* Begin *
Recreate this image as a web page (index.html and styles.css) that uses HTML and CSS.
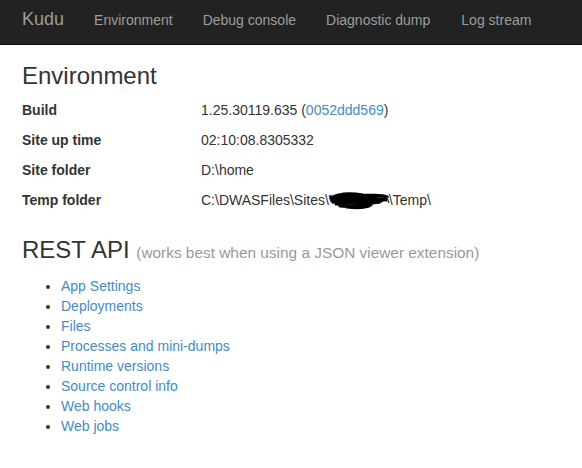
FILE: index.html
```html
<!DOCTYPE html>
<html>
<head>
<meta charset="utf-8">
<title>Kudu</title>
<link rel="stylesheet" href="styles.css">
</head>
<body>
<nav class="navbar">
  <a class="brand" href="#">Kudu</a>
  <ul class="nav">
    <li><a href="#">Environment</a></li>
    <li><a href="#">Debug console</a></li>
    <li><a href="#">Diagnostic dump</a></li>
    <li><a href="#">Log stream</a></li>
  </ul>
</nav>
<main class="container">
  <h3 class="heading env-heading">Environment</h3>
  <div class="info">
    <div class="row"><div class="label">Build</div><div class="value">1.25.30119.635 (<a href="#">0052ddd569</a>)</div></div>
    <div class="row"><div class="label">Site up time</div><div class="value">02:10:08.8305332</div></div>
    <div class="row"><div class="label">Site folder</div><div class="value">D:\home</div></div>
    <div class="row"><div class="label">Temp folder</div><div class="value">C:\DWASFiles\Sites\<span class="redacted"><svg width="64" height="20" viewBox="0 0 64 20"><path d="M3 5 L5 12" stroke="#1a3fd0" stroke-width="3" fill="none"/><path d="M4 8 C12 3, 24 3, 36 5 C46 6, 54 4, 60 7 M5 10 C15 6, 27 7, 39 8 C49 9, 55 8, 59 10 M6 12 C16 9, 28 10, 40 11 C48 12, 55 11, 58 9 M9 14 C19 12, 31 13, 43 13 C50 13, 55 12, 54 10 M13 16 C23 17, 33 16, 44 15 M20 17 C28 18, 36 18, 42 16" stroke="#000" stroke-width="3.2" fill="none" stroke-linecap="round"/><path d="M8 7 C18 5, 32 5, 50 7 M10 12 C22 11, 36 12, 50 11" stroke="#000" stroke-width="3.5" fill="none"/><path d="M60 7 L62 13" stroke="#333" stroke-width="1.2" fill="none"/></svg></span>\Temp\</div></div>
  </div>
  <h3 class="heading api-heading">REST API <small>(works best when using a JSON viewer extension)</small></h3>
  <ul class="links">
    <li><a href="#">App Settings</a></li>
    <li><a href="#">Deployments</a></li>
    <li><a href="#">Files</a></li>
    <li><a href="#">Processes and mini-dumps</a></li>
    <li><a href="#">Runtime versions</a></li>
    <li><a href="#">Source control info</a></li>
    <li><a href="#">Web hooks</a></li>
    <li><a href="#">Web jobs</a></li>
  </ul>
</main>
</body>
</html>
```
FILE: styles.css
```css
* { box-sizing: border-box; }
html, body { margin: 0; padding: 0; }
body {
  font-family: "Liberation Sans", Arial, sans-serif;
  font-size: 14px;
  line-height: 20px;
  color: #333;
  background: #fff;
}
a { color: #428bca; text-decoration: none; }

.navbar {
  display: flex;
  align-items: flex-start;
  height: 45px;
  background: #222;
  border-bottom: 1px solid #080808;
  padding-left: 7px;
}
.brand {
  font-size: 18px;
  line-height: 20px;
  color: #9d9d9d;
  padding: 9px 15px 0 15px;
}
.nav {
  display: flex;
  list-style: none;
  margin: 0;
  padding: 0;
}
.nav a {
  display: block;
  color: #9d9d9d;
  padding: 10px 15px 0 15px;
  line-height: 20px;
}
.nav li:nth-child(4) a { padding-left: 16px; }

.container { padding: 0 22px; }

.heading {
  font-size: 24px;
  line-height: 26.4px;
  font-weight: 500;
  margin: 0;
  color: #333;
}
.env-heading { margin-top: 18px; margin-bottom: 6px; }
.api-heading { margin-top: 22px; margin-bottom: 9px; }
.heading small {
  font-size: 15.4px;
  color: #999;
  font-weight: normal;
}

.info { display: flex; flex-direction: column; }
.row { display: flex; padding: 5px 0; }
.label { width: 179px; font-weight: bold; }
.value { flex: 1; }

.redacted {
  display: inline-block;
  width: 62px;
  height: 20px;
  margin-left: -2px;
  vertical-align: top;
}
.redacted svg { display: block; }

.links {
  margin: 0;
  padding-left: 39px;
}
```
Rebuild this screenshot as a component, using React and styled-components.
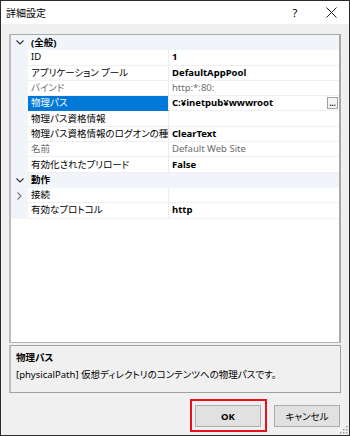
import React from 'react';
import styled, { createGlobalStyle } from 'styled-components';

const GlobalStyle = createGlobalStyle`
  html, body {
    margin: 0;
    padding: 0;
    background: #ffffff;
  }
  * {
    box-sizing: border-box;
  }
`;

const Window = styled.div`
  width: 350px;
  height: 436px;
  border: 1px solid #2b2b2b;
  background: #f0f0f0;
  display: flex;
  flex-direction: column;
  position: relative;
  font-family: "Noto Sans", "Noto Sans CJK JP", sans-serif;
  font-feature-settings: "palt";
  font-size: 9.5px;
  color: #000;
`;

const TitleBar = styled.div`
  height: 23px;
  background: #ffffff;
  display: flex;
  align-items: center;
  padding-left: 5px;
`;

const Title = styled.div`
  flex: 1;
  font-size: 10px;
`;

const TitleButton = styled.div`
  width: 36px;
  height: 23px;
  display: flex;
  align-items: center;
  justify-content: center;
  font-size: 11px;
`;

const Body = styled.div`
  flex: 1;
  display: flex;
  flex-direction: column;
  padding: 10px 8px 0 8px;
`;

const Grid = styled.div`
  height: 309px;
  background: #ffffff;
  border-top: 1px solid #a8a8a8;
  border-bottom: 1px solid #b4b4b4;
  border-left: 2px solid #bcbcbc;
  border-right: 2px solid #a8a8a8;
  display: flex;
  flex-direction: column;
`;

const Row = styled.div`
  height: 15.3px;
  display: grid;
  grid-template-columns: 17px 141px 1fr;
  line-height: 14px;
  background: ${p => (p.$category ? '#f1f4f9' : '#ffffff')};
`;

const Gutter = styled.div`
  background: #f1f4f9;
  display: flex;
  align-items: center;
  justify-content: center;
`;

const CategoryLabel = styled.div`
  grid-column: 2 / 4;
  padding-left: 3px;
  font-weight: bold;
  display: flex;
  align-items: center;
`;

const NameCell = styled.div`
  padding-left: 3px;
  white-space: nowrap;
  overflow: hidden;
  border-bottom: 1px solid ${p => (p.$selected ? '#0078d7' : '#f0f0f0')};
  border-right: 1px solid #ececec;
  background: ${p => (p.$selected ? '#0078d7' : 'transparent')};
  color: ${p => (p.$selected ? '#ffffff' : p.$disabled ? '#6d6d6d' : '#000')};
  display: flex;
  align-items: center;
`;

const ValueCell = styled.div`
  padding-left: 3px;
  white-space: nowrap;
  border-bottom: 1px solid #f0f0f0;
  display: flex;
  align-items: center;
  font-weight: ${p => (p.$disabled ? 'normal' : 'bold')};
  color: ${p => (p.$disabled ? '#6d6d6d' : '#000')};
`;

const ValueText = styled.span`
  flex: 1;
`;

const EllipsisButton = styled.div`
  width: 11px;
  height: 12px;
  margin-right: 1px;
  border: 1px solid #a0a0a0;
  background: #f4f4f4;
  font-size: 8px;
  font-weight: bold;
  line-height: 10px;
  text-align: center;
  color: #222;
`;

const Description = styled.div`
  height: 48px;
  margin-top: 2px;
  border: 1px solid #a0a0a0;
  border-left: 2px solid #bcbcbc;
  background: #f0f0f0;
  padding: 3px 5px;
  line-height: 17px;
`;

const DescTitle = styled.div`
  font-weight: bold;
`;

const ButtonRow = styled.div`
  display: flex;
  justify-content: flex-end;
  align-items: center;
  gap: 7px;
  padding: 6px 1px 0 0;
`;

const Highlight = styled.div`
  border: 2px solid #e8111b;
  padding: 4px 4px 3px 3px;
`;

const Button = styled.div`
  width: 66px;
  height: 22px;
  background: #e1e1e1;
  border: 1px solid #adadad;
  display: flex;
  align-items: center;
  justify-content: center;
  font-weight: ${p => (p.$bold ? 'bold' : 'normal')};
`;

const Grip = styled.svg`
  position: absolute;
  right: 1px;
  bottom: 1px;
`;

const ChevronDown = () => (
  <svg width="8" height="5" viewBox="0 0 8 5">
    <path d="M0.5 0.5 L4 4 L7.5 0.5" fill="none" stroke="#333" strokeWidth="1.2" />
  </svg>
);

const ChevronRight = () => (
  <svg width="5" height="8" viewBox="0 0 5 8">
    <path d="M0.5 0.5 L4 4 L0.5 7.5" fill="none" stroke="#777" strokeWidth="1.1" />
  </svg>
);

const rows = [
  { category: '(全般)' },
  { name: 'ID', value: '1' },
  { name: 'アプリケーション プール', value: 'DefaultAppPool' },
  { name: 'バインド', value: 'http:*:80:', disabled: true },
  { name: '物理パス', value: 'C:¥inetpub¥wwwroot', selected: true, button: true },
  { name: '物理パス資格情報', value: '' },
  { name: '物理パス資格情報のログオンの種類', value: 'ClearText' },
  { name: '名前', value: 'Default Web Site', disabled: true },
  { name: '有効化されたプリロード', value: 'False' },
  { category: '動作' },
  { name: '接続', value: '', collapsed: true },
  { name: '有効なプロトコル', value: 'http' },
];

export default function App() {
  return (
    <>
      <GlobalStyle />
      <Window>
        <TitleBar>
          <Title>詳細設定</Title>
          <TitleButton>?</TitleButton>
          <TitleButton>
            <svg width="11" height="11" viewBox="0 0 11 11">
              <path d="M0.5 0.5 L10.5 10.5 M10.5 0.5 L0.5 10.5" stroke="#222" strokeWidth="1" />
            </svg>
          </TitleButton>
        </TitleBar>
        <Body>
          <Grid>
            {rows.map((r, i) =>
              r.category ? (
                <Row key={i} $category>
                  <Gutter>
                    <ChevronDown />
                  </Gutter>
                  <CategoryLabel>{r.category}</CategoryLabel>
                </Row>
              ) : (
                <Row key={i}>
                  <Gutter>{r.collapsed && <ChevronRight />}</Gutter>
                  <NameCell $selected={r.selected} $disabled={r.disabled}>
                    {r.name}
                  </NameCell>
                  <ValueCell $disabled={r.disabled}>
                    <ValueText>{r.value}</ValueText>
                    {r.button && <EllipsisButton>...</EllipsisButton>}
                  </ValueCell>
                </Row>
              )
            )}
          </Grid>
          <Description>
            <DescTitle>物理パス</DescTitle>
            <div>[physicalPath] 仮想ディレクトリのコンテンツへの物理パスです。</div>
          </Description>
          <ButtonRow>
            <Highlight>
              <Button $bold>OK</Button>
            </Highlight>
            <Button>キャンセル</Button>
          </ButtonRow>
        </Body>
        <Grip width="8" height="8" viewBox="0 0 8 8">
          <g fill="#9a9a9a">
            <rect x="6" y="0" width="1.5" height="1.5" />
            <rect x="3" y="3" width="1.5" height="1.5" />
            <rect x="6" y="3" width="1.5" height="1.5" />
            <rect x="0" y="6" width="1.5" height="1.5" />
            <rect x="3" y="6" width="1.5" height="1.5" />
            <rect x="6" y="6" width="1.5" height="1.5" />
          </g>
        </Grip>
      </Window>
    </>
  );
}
* End *
◆ THE PROBLEM
Please list every line of the records that contains "index".

◆ RESULT
Recreate this image as a web page (index.html and styles.css) that uses HTML and CSS.
FILE: index.html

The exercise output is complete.